Pidgeonholing Japan: The Emerging Consensus
Frank Schwartz, Harvard University

The two most popular models of interest-group politics in Japan are currently the pluralist and statist, but neither is adequate in itself. Although patterns naturally vary across issues and over time, what we most often see is a bureacuratic-led form of neopluralism. If the postwar era has witnessed a pluralizing trend in Japan, that is not to say that many diverse, fluctuating groups compete equally in the political marketplace. Instead, small sets of well-organized, narrowly-focused interest groups typically join specific bureaucratic agencies, groups of politicians, and individual experts to dominate policymaking in relatively self-contained issue areas.

This compartmentalization of politics generally follows the lines of ministerial jurisdiction, and agency officials are frequently able to adjust the policy conflicts that arise within their purviews in a deliberate and self-interested way. But in this context, bureaucratic leadership must be understood as coordinative, not imperative, and it must be emphasized that there are also areas where politicians (or even interest groups) exercise such leadership. The likelihood of bureaucratic leadership varies directly with the scope of administrative jurisdiction and inversely with the distributive nature of a policy.

This paper is based on original research in Japan including three case studies, one each in the areas of labor, finance, and agriculture.

Chaebol Republic: Changing State-Business Relations After the Democratic Transition in South Korea
Eun Mee Kim, University of Southern California

The democratic transformation since 1986-87 has brought about great changes to South Korean society in general, and to state-business relations in particular. State-business relations had been changing steadily since the early 1980s, but businesses, in particular large businesses (or the Chaebol), have quickly seized the opportunity to assert their strengthened position in the society. The Korean Federation of Industries, a business organization comprised of owners and top executives of large business groups and large enterprises, has become bolder in voicing its opinions, and even opposition to the government.

This paper will examine the changing rules of the game between the state and businesses, with a special emphasis on the business organization of the Korea Federation of Industries. It will describe the scope and extent of state-business contacts revealed in a survey conducted in South Korea in 1992. The survey collected detailed information on the methods private enterprises used in interacting with government offices and bureaucrats, and the scope of those relationships. Survey findings will shed light on how state-business relations have changed, in comparison to an earlier study conducted by Jones and Sakong (1980) in the 1970s, during the height of authoritarian state-business relations.

Business-Government Relations and the Democratic Transition in Taiwan
Gerald A. McBeath, University of Alaska, Fairbanks

A major theme in the literature on developmental states (of which Taiwan is an example) is the importance of the business-government relationship in fostering rapid economic development.

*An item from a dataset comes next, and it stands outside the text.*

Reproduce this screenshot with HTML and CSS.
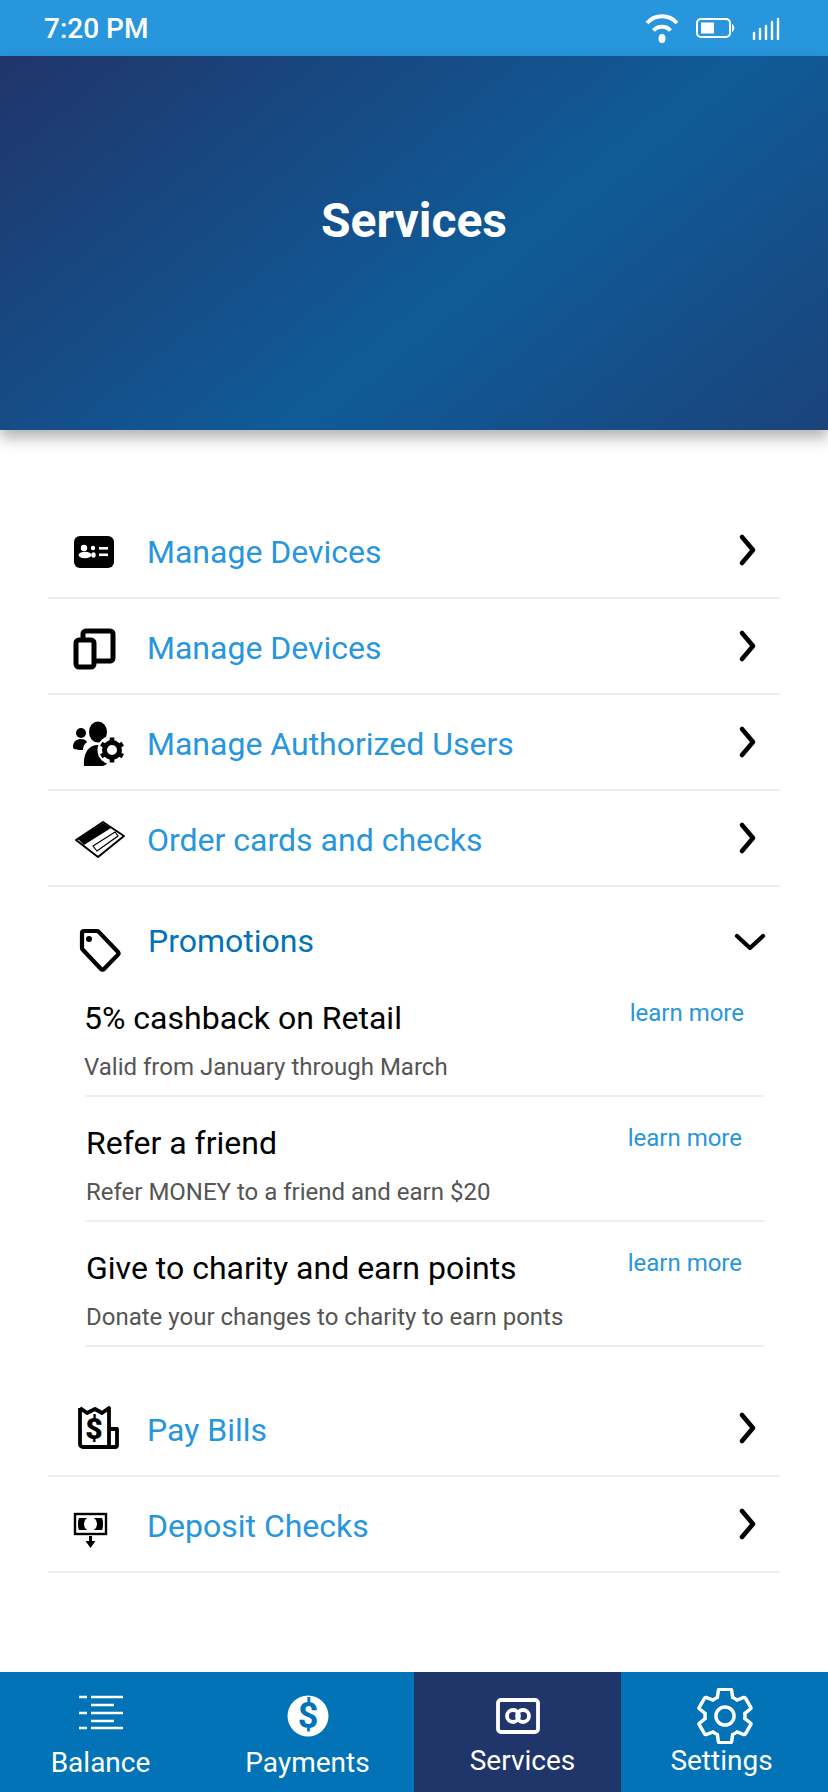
FILE: index.html
```html
<!DOCTYPE html>
<html lang="en">
  <head>
    <meta charset="UTF-8" />
    <meta name="viewport" content="width=device-width, initial-scale=1.0" />
    <title>Services</title>
    <link rel="stylesheet" href="styles.css">
  </head>
  <body>
    <div class="status-bar">
      <span class="status-time">7:20 PM</span>
      <div class="status-icons">
        <svg class="icon-wifi" width="34" height="30" viewBox="0 0 34 30" fill="none" stroke="#fff" stroke-width="4">
          <path d="M2 10C10 1 24 1 32 10" />
          <path d="M8.500 17.500C13 12.500 21 12.500 25.500 17.500" />
          <ellipse cx="17" cy="25.500" rx="3.500" ry="4.500" fill="#fff" stroke="none" />
        </svg>
        <svg class="icon-battery" width="40" height="20" viewBox="0 0 40 20" fill="none">
          <rect x="1" y="1" width="33" height="18" rx="4" stroke="#fff" stroke-width="2" />
          <rect x="5" y="4.500" width="13" height="11" fill="#fff" />
          <path d="M36.500 6.500q3 3.500 0 7z" fill="#fff" stroke="#fff" />
        </svg>
        <svg width="28" height="23" viewBox="0 0 28 23" fill="none" stroke="#fff" stroke-width="2.400" stroke-linecap="round">
          <path d="M2 22v-6M8 22v-10M14 22v-13M20 22v-17M26 22v-20" />
        </svg>
      </div>
    </div>

    <header class="page-header">
      <h1>Services</h1>
    </header>

    <main class="service-list">
      <a class="row">
        <svg class="row-icon" viewBox="0 0 60 60">
          <rect x="6" y="16" width="40" height="32" rx="6" fill="#000" />
          <g fill="#fff">
            <circle cx="16" cy="28" r="3.200" />
            <circle cx="25" cy="28" r="2.200" />
            <ellipse cx="17" cy="35" rx="6.500" ry="3.200" />
            <ellipse cx="25.500" cy="35" rx="2.200" ry="2.800" />
            <rect x="31" y="27" width="9" height="2.600" />
            <rect x="31" y="33.500" width="9" height="2.600" />
          </g>
        </svg>
        <span class="row-label">Manage Devices</span>
        <svg class="chevron" viewBox="0 0 20 34" fill="none" stroke="#000" stroke-width="4.600" stroke-linecap="round" stroke-linejoin="round">
          <path d="M4 4l11 13-11 13" />
        </svg>
      </a>
      <a class="row">
        <svg class="row-icon" viewBox="0 0 60 60">
          <rect x="15" y="15" width="30" height="30" rx="3" fill="none" stroke="#000" stroke-width="5" />
          <rect x="43" y="15" width="4" height="30" fill="#000" />
          <rect x="8" y="24" width="18" height="27" rx="3" fill="#fff" stroke="#000" stroke-width="5" />
        </svg>
        <span class="row-label">Manage Devices</span>
        <svg class="chevron" viewBox="0 0 20 34" fill="none" stroke="#000" stroke-width="4.600" stroke-linecap="round" stroke-linejoin="round">
          <path d="M4 4l11 13-11 13" />
        </svg>
      </a>
      <a class="row">
        <svg class="row-icon" viewBox="0 0 60 60">
          <ellipse cx="30" cy="20" rx="9" ry="10.500" fill="#000" />
          <circle cx="13" cy="21" r="5" fill="#000" />
          <path d="M5 35c0-6 4-8 8-8 3 0 5 1 6 3-3 2-4 5-4 8-5 0-10 0-10-3z" fill="#000" />
          <path d="M16 54c-1-12 4-21 14-21 8 0 12 4 12 10s-4 11-8 11z" fill="#000" />
          <circle cx="44" cy="38" r="14.500" fill="#fff" />
          <circle cx="44" cy="38" r="7.500" fill="none" stroke="#000" stroke-width="5" />
          <path d="M44 25.500v5M44 45.500v5M33.200 31.800l4.300 2.500M50.500 41.700l4.300 2.500M33.200 44.200l4.300-2.500M50.500 34.300l4.300-2.500" fill="none" stroke="#000" stroke-width="4.600" />
        </svg>
        <span class="row-label">Manage Authorized Users</span>
        <svg class="chevron" viewBox="0 0 20 34" fill="none" stroke="#000" stroke-width="4.600" stroke-linecap="round" stroke-linejoin="round">
          <path d="M4 4l11 13-11 13" />
        </svg>
      </a>
      <a class="row">
        <svg class="row-icon" viewBox="0 0 60 60">
          <path d="M8 32L35 14 56 28 30 49z" fill="#fff" stroke="#000" stroke-width="2" stroke-linejoin="round" />
          <path d="M10 31L35 15 43 20 16 37z" fill="#000" />
          <path d="M25 38L47 24 50 28 29 43z" fill="none" stroke="#000" stroke-width="1.200" />
        </svg>
        <span class="row-label">Order cards and checks</span>
        <svg class="chevron" viewBox="0 0 20 34" fill="none" stroke="#000" stroke-width="4.600" stroke-linecap="round" stroke-linejoin="round">
          <path d="M4 4l11 13-11 13" />
        </svg>
      </a>

      <section class="promotions">
        <div class="promo-head">
          <svg class="row-icon" viewBox="0 0 60 60">
            <path d="M16 20h13a2 2 0 0 1 1.500 .600L50 41a2 2 0 0 1 0 2.600L36 58a2 2 0 0 1-3 0L14.600 38.500a2 2 0 0 1-.600-1.500V22a2 2 0 0 1 2-2z" fill="none" stroke="#000" stroke-width="4.200" stroke-linejoin="round" />
            <circle cx="21" cy="28" r="3" fill="#000" />
          </svg>
          <span class="promo-title">Promotions</span>
          <svg class="chevron-down" viewBox="0 0 32 18" fill="none" stroke="#000" stroke-width="4.200" stroke-linecap="round" stroke-linejoin="round">
            <path d="M3 3l13 12 13-12" />
          </svg>
        </div>
        <div class="promo-list">
          <div class="promo-item">
            <div>
              <div class="promo-name">5% cashback on Retail</div>
              <div class="promo-sub">Valid from January through March</div>
            </div>
            <a class="learn-more">learn more</a>
          </div>
          <div class="promo-item">
            <div>
              <div class="promo-name">Refer a friend</div>
              <div class="promo-sub">Refer MONEY to a friend and earn $20</div>
            </div>
            <a class="learn-more">learn more</a>
          </div>
          <div class="promo-item">
            <div>
              <div class="promo-name">Give to charity and earn points</div>
              <div class="promo-sub">Donate your changes to charity to earn ponts</div>
            </div>
            <a class="learn-more">learn more</a>
          </div>
        </div>
      </section>

      <a class="row">
        <svg class="row-icon" viewBox="0 0 60 60">
          <path d="M12 10l7 5 8-4 7 4 7-5V47M12 10V46a3 3 0 0 0 3 3H47a2 2 0 0 0 2-2V31H41" fill="none" stroke="#000" stroke-width="3.800" stroke-linejoin="round" />
          <text class="bill-dollar" x="26" y="41" text-anchor="middle">$</text>
        </svg>
        <span class="row-label">Pay Bills</span>
        <svg class="chevron" viewBox="0 0 20 34" fill="none" stroke="#000" stroke-width="4.600" stroke-linecap="round" stroke-linejoin="round">
          <path d="M4 4l11 13-11 13" />
        </svg>
      </a>
      <a class="row">
        <svg class="row-icon" viewBox="0 0 60 60">
          <rect x="7" y="20" width="31" height="20" fill="#fff" stroke="#000" stroke-width="2.400" />
          <path d="M11 24h23q1 2 1 6t-1 6H11q-1-2-1-6t1-6z" fill="#000" />
          <ellipse cx="22.500" cy="30" rx="6.500" ry="7" fill="#fff" />
          <path d="M21 42h3v5h3.500l-5 7-5-7H21z" fill="#000" />
        </svg>
        <span class="row-label">Deposit Checks</span>
        <svg class="chevron" viewBox="0 0 20 34" fill="none" stroke="#000" stroke-width="4.600" stroke-linecap="round" stroke-linejoin="round">
          <path d="M4 4l11 13-11 13" />
        </svg>
      </a>
    </main>

    <nav class="bottom-nav">
      <a class="nav-item nav-balance">
        <svg class="nav-icon" viewBox="0 0 56 56" fill="none" stroke="#fff" stroke-width="2.400">
          <path d="M6 9h8M18 9h32M18 17h23M6 25h8M18 25h32M18 33h23M6 40h8M18 40h32" />
        </svg>
        <span class="nav-label">Balance</span>
      </a>
      <a class="nav-item nav-payments">
        <svg class="nav-icon" viewBox="0 0 56 56">
          <circle cx="28" cy="28" r="20.500" fill="#fff" />
          <text class="pay-dollar" x="28" y="40" text-anchor="middle">$</text>
        </svg>
        <span class="nav-label">Payments</span>
      </a>
      <a class="nav-item nav-services active">
        <svg class="nav-icon" viewBox="0 0 56 56" fill="none" stroke="#fff" stroke-width="3.800">
          <rect x="8" y="12" width="40" height="32" rx="3" />
          <circle cx="23" cy="28" r="6" />
          <circle cx="33" cy="28" r="6" />
        </svg>
        <span class="nav-label">Services</span>
      </a>
      <a class="nav-item nav-settings">
        <svg class="nav-icon" viewBox="1.500 1.500 21 21" fill="none" stroke="#fff" stroke-width="1.300">
          <path d="M19.430 12.980c.04-.32.07-.64.07-.98 0-.34-.03-.66-.07-.98l2.110-1.650c.19-.15.24-.42.12-.64l-2-3.460c-.09-.16-.26-.25-.44-.25-.06 0-.12.01-.17.03l-2.490 1c-.52-.4-1.080-.73-1.690-.98l-.38-2.650C14.460 2.180 14.250 2 14 2h-4c-.25 0-.46.18-.49.42l-.38 2.650c-.61.25-1.170.59-1.690.98l-2.490-1c-.06-.02-.12-.03-.18-.03-.17 0-.34.09-.43.25l-2 3.460c-.13.22-.07.49.12.64l2.110 1.650c-.04.32-.07.65-.07.98 0 .33.03.66.07.98l-2.110 1.650c-.19.15-.24.42-.12.64l2 3.460c.09.16.26.25.44.25.06 0 .12-.01.17-.03l2.490-1c.52.4 1.080.73 1.690.98l.38 2.650c.03.24.24.42.49.42h4c.25 0 .46-.18.49-.42l.38-2.650c.61-.25 1.170-.59 1.690-.98l2.490 1c.06.02.12.03.18.03.17 0 .34-.09.43-.25l2-3.460c.12-.22.07-.49-.12-.64l-2.110-1.650z" />
          <circle cx="12" cy="12" r="3.400" />
        </svg>
        <span class="nav-label">Settings</span>
      </a>
    </nav>
  </body>
</html>
```

FILE: styles.css
```css
* {
  box-sizing: border-box;
}
body {
  margin: 0;
  height: 1792px;
  display: flex;
  flex-direction: column;
  overflow: hidden;
  background-color: #fff;
  font-family: Roboto, "Liberation Sans", sans-serif;
}

/* status bar */
.status-bar {
  height: 56px;
  padding: 0 48px 0 44px;
  display: flex;
  align-items: center;
  justify-content: space-between;
  background-color: #2896dc;
  color: #fff;
}
.status-time {
  font-size: 28px;
  font-weight: 500;
}
.status-icons {
  display: flex;
  align-items: center;
  gap: 17px;
}
.icon-battery {
  margin-right: -1px;
}

/* header */
.page-header {
  position: relative;
  height: 374px;
  display: flex;
  align-items: center;
  justify-content: center;
  padding-bottom: 46px;
  background: linear-gradient(141deg, #20356a 0%, #0f5b98 58%, #1b437a 100%);
  box-shadow: 0 8px 14px rgba(0, 0, 0, 0.3);
}
.page-header h1 {
  margin: 0;
  font-size: 48px;
  font-weight: 700;
  color: #fff;
}

/* list */
.service-list {
  margin: 73px 48px 0;
}
.row {
  height: 96px;
  padding-left: 20px;
  display: flex;
  align-items: center;
  border-bottom: 2px solid #eee;
}
.row-icon {
  width: 60px;
  height: 60px;
  margin-right: 19px;
  flex: none;
  overflow: visible;
}
.row-label {
  flex: 1;
  padding-top: 4px;
  font-size: 32px;
  color: #2896dc;
}
.chevron {
  width: 20px;
  height: 34px;
  margin-right: 22px;
}

/* promotions */
.promotions {
  margin-bottom: 34px;
}
.promo-head {
  height: 60px;
  margin-top: 24px;
  padding-left: 20px;
  display: flex;
  align-items: center;
}
.promo-title {
  flex: 1;
  padding-left: 1px;
  font-size: 32px;
  color: #0272b8;
}
.chevron-down {
  width: 32px;
  height: 18px;
  margin: 2px 14px 0 0;
}
.promo-list {
  margin: 1px 16px 0 37px;
}
.promo-item {
  height: 125px;
  padding: 28px 20px 0 0;
  display: flex;
  justify-content: space-between;
  align-items: flex-start;
  border-bottom: 2px solid #eee;
}
.promo-item + .promo-item {
  padding: 28px 22px 0 2px;
}
.promo-name {
  font-size: 32px;
  line-height: 36px;
  color: #000;
  margin-left: -1px;
}
.promo-sub {
  margin-top: 15px;
  margin-left: -1px;
  font-size: 24px;
  line-height: 32px;
  color: #555;
}
.learn-more {
  margin-top: -1px;
  font-size: 24px;
  line-height: 28px;
  color: #2896dc;
}
.bill-dollar {
  font-size: 30px;
  font-weight: 900;
  fill: #000;
}

/* bottom nav */
.bottom-nav {
  margin-top: auto;
  height: 120px;
  display: grid;
  grid-template-columns: repeat(4, 1fr);
  background-color: #0273b7;
  color: #fff;
}
.nav-item {
  padding-top: 16px;
  display: flex;
  flex-direction: column;
  align-items: center;
}
.nav-item.active {
  background-color: #20356a;
}
.nav-balance,
.nav-payments {
  padding-right: 6px;
}
.nav-balance .nav-label,
.nav-payments .nav-label {
  margin-top: 2px;
}
.nav-services .nav-label {
  margin-left: 10px;
}
.nav-settings .nav-label {
  margin-right: 6px;
}
.nav-icon {
  width: 56px;
  height: 56px;
}
.nav-label {
  font-size: 28px;
  line-height: 34px;
}
.pay-dollar {
  font-size: 36px;
  font-weight: 700;
  fill: #0273b7;
}
```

Most scholars have found Taiwan's state to have been relatively insulated from distributional social pressures and organizationally capable of strategic market intervention and effective policy implementation.

The onset of democratization in 1986 challenged the authoritarian framework for interest representation, and this paper chronicles the growing autonomy of the private sector. It is based on over 100 interviews in Taiwan with business leaders, organizational bureaucrats, and government officials (as well as documentary analysis) during six months of research in 1996.

National peak associations and trade groups once were coopted by the Chinese Nationalist Party (KMT). They were transmission belts for government directives to the market, supplied industrial information to economic bureaucracies, and reported on both political and economic behavior of firms.

In 1996, business leaders and organizational bureaucrats have a measure of autonomy. They are able to recruit their own officers, develop policy independently, and penetrate bureaucratic decision making. The enhanced status of the Legislative Yuan and the lack of firm KMT control in it, as well as divisions among the elite, provide an arena for mobilization of opinion, and for the expression of opposition to the regime. Some business organizations (and labor and farm groups) have supported opposition candidates in recent elections, breaking the KMT's monopoly in representation of economic organizations.

The role of business organizations in election campaigns for the Legislative Yuan and presidency are analyzed too. The paper concludes with a revision of the developmental state model, to accommodate the pluralistic social forces and democratic politics of Taiwan.

Private Business Interests and Local State in Eastern China
Kristen Parris, Western Washington University

The transition to a marketized economy in the PRC has given rise to a growing number of private and quasi private enterprises. Previously deplored as class enemies, private entrepreneurs are now (somewhat haltingly) welcomed by the party as a "necessary supplement to the socialist economy." These enterprises grew up, at first, in the interstices of the old system, but now represent a significant portion of the economy in some parts of eastern China. Recent studies suggest that the Party-state in China is moving away from Leninism toward some form of corporatism in a search for institutional arrangements that will both accommodate and control these and other competing private interests. The state has licensed a variety of associations to represent business interests and to act as "bridges between the state and private business," but the extent to which such associations actually function in the interest of business is questionable. There is every reason to believe that these associations are nothing more that a continuation of the Leninist "transmission belts" of the past. Still, in regions where the private sector has become a major source of local revenue and employment, business interests may be able to coopt these associations at the local level. Or they may dispense with these associations altogether and find alternative channels to forward their interests.

In this paper, I present a comparative study of the relationship between the state and local business in two regions in eastern China in an effort to determine how private business interests are represented at the local level and how the patterns of state-society relations may differ with different patterns of local development. Southern Jiangsu, home of the "Sunan model of development," is a wealthy region with a history of strong collective enterprise. For many years after the initiation of reform, private enterprise was discouraged in favor of more collectivist arrangements. Southern Zhejiang, and particularly Wenzhou, has long been known for its commercial culture and dynamic private economy and has been promoted by some reformers as an alternative model of development. One initial hypothesis is that where private business is a mainstay of the local economy (Wenzhou), private entrepreneurs will have the power to coopt business associations and penetrate the state, while in those regions where the private sector is weak (Sunan), business generally and private business associations in particular will be controlled by the local state. The paper is based on interviews conducted and materials collected in China in the summer and fall of 1996.